Required task:
Search the data below for the string "index". Extract every line that contains it.

Material provided:
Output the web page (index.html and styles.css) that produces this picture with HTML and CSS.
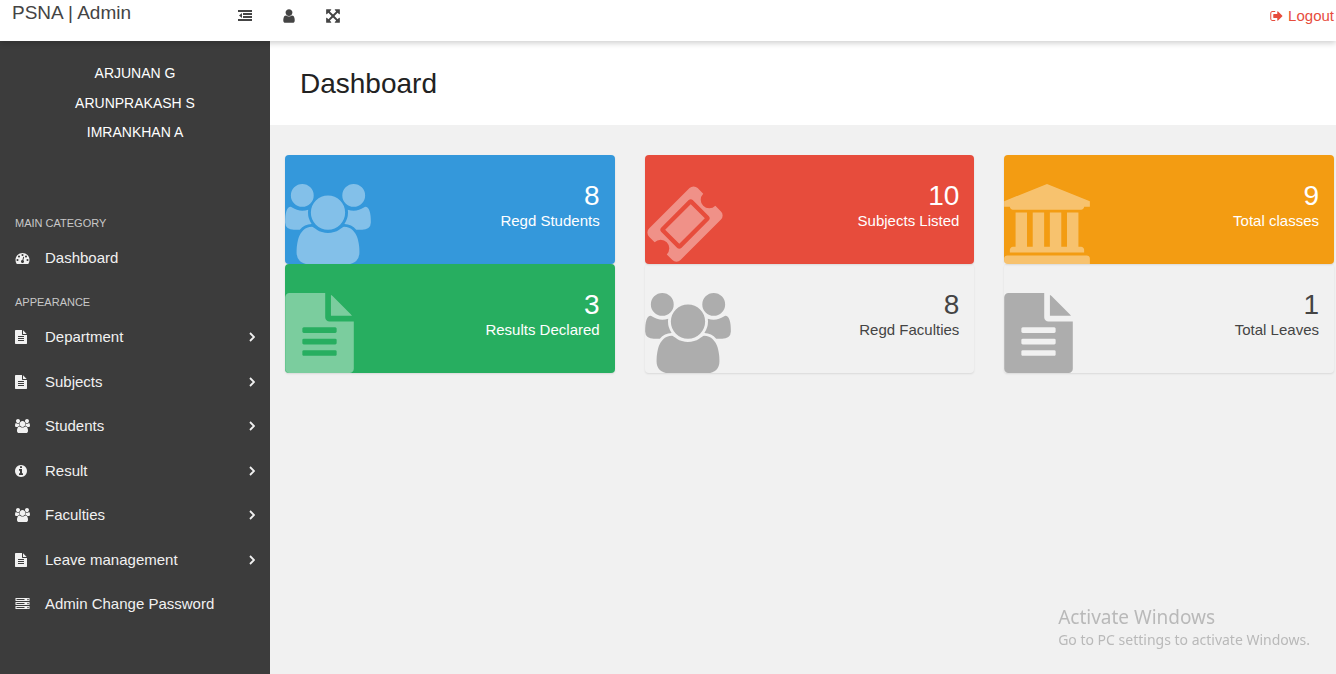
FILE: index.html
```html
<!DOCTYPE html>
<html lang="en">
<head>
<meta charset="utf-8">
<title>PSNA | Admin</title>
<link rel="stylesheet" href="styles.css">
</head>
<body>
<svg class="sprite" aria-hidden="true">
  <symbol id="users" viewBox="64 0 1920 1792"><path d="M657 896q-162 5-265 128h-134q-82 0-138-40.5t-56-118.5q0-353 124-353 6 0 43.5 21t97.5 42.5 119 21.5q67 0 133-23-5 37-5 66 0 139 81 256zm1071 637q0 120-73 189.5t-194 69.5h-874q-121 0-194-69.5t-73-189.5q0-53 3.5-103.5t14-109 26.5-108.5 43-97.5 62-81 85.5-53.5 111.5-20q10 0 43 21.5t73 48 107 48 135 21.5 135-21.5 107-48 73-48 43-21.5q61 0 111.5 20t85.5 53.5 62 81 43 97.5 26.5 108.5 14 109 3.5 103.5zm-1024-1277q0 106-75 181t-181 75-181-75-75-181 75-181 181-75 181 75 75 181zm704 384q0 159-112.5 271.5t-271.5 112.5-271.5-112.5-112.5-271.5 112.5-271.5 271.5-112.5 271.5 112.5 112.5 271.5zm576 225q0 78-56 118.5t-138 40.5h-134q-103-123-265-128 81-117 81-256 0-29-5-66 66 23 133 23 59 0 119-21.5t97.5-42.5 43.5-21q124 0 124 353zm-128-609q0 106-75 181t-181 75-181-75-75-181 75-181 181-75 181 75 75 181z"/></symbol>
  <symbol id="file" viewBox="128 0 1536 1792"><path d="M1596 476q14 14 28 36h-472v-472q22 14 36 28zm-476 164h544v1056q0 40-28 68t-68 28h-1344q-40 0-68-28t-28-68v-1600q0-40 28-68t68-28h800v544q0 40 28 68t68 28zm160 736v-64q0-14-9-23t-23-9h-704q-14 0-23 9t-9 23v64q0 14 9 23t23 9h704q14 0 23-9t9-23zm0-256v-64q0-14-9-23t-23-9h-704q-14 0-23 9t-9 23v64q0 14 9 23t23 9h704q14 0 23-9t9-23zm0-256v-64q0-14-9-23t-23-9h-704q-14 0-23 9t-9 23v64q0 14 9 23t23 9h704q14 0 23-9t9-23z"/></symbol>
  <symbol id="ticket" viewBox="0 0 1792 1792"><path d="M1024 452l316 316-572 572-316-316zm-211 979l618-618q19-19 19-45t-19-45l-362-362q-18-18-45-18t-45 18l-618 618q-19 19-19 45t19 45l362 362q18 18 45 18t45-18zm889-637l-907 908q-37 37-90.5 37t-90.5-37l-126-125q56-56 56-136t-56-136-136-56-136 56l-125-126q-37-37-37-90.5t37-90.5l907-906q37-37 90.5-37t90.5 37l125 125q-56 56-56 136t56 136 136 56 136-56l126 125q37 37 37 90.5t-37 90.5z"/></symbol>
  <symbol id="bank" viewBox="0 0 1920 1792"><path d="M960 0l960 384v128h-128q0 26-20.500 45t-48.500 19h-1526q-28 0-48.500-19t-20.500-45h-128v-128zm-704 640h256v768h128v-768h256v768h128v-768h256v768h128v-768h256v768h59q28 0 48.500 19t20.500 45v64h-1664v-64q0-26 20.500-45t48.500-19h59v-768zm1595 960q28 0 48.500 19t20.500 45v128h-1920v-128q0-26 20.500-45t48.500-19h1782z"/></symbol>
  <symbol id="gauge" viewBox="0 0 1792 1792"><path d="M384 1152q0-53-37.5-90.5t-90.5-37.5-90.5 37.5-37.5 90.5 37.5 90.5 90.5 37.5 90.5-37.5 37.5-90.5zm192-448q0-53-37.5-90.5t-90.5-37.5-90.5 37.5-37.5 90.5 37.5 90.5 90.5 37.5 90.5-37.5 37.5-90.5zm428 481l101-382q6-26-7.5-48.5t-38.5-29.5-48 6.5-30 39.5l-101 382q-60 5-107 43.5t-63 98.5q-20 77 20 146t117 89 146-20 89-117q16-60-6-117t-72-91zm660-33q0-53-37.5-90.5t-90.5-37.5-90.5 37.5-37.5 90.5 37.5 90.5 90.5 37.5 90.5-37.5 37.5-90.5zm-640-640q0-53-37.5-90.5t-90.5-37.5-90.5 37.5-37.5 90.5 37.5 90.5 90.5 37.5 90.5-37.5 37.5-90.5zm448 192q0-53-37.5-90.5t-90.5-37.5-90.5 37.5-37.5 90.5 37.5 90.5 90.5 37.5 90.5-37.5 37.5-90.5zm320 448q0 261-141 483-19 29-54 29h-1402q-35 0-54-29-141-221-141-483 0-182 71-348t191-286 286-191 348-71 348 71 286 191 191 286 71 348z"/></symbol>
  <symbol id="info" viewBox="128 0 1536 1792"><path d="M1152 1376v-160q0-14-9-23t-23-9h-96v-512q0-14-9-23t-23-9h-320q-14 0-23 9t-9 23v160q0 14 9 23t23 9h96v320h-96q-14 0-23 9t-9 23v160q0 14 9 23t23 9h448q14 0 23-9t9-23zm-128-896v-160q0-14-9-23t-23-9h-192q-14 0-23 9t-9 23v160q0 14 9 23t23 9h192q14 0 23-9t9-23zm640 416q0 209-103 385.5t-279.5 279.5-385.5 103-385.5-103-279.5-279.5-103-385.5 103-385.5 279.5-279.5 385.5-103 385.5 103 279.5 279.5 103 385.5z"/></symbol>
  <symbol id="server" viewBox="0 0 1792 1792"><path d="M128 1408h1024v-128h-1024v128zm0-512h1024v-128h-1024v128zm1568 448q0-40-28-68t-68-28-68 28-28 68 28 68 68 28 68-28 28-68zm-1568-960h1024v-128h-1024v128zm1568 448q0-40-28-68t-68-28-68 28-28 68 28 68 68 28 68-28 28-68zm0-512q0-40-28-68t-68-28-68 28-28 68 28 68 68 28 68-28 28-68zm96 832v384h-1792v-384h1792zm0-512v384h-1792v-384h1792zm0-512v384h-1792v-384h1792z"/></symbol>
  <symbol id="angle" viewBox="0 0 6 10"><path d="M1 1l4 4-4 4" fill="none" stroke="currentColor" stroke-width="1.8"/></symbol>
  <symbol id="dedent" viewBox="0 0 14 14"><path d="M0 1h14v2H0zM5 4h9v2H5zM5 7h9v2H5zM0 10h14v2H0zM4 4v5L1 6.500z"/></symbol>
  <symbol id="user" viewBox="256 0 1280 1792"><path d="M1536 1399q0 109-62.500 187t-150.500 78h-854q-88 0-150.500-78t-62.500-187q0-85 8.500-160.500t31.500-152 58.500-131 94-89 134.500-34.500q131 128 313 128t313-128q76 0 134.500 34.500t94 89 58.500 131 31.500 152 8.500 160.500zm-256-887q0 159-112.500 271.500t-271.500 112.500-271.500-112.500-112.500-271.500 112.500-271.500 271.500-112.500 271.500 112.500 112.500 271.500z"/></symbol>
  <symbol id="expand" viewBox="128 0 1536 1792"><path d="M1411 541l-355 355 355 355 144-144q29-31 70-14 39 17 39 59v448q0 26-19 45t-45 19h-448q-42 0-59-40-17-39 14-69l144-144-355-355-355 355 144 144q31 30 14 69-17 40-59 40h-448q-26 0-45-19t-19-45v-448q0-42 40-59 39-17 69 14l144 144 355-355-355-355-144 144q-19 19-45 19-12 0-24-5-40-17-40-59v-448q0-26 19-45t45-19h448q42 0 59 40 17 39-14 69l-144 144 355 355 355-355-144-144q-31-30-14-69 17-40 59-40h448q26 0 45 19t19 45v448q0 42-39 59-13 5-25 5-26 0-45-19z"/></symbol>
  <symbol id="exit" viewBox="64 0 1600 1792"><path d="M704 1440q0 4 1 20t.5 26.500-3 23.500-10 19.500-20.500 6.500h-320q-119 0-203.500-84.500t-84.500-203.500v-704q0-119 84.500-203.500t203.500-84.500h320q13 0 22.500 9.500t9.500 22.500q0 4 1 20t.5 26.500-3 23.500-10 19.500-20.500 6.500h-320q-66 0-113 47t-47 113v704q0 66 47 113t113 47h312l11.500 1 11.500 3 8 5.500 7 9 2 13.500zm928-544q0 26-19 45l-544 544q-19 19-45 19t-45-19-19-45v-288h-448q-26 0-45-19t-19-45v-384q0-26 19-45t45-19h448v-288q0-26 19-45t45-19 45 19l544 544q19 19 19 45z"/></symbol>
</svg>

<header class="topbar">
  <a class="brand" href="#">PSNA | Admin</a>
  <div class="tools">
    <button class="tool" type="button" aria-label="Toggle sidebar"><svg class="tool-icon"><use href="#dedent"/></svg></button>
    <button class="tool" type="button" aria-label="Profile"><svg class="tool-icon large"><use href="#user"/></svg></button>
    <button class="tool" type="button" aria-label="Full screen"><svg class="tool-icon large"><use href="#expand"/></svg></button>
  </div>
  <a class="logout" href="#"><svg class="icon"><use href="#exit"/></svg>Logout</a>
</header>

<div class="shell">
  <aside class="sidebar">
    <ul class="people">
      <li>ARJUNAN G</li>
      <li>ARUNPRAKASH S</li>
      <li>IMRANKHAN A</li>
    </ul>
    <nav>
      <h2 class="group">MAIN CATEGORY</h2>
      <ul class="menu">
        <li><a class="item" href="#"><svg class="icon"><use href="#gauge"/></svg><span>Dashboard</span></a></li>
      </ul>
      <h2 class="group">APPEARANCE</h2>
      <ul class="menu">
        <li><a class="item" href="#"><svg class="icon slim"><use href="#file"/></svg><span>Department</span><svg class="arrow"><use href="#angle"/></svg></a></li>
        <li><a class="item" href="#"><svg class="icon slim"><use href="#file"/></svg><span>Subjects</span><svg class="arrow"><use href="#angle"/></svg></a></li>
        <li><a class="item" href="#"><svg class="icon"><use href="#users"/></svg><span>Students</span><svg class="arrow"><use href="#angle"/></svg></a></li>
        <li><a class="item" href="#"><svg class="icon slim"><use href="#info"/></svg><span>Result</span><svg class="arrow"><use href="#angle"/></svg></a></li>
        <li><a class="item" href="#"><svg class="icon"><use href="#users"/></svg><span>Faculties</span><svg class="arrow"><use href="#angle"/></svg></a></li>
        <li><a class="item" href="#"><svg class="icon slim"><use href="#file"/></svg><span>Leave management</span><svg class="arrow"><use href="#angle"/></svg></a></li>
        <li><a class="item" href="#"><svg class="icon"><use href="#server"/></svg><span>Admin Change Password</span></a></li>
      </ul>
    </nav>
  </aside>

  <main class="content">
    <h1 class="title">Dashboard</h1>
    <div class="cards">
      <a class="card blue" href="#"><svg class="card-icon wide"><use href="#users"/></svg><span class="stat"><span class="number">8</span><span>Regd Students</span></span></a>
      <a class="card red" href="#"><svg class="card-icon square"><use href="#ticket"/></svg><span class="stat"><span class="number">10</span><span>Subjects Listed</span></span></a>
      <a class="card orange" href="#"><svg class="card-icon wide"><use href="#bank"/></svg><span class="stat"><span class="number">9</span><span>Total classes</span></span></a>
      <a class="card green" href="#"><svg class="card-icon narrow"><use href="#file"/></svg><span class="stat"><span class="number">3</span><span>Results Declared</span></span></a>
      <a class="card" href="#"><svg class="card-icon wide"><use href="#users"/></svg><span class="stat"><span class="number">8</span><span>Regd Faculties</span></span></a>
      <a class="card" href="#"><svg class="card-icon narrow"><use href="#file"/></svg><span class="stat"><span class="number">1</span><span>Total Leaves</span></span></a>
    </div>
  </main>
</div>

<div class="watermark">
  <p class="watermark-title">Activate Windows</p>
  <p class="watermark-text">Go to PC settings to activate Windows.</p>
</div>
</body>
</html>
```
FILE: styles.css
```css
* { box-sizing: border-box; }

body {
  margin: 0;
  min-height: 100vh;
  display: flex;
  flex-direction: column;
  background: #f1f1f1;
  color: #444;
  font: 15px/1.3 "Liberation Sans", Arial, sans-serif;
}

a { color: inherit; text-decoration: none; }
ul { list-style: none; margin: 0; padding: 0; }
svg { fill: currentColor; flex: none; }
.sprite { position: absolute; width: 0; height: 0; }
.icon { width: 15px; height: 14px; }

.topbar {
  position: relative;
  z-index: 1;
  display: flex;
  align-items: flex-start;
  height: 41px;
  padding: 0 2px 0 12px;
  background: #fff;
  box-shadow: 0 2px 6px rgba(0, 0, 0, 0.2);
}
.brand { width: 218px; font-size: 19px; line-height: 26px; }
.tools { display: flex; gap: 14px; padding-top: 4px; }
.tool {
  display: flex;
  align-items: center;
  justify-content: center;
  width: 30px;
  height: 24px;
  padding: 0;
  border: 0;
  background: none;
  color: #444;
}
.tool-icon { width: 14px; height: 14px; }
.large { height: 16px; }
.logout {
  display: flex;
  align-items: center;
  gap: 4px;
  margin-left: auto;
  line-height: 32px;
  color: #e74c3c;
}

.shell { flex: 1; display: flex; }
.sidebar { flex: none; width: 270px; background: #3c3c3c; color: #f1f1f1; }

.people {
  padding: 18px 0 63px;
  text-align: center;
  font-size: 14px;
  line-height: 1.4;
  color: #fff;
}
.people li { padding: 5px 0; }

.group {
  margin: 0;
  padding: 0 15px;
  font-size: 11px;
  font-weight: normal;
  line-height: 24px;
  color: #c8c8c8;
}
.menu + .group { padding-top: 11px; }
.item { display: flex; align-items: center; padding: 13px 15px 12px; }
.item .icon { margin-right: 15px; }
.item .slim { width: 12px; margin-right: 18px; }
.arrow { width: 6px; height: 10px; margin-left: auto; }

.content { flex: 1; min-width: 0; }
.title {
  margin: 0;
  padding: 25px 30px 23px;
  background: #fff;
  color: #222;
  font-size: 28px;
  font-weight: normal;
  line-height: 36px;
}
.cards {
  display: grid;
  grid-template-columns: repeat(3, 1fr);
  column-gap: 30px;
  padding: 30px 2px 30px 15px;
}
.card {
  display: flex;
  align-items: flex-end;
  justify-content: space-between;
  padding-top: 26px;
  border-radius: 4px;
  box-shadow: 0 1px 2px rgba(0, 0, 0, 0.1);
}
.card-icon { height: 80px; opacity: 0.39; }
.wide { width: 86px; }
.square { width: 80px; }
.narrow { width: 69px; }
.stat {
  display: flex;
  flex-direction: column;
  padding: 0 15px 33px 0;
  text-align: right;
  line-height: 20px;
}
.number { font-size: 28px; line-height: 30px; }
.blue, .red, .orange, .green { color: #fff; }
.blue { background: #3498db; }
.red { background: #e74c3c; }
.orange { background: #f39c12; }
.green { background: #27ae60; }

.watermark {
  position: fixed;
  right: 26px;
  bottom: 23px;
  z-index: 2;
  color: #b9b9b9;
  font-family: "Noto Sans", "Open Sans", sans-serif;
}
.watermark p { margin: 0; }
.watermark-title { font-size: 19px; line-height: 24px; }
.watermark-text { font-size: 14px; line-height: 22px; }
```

Output below:
Output the web page (index.html and styles.css) that produces this picture with HTML and CSS.
FILE: index.html
  z-index: 1;
  z-index: 2;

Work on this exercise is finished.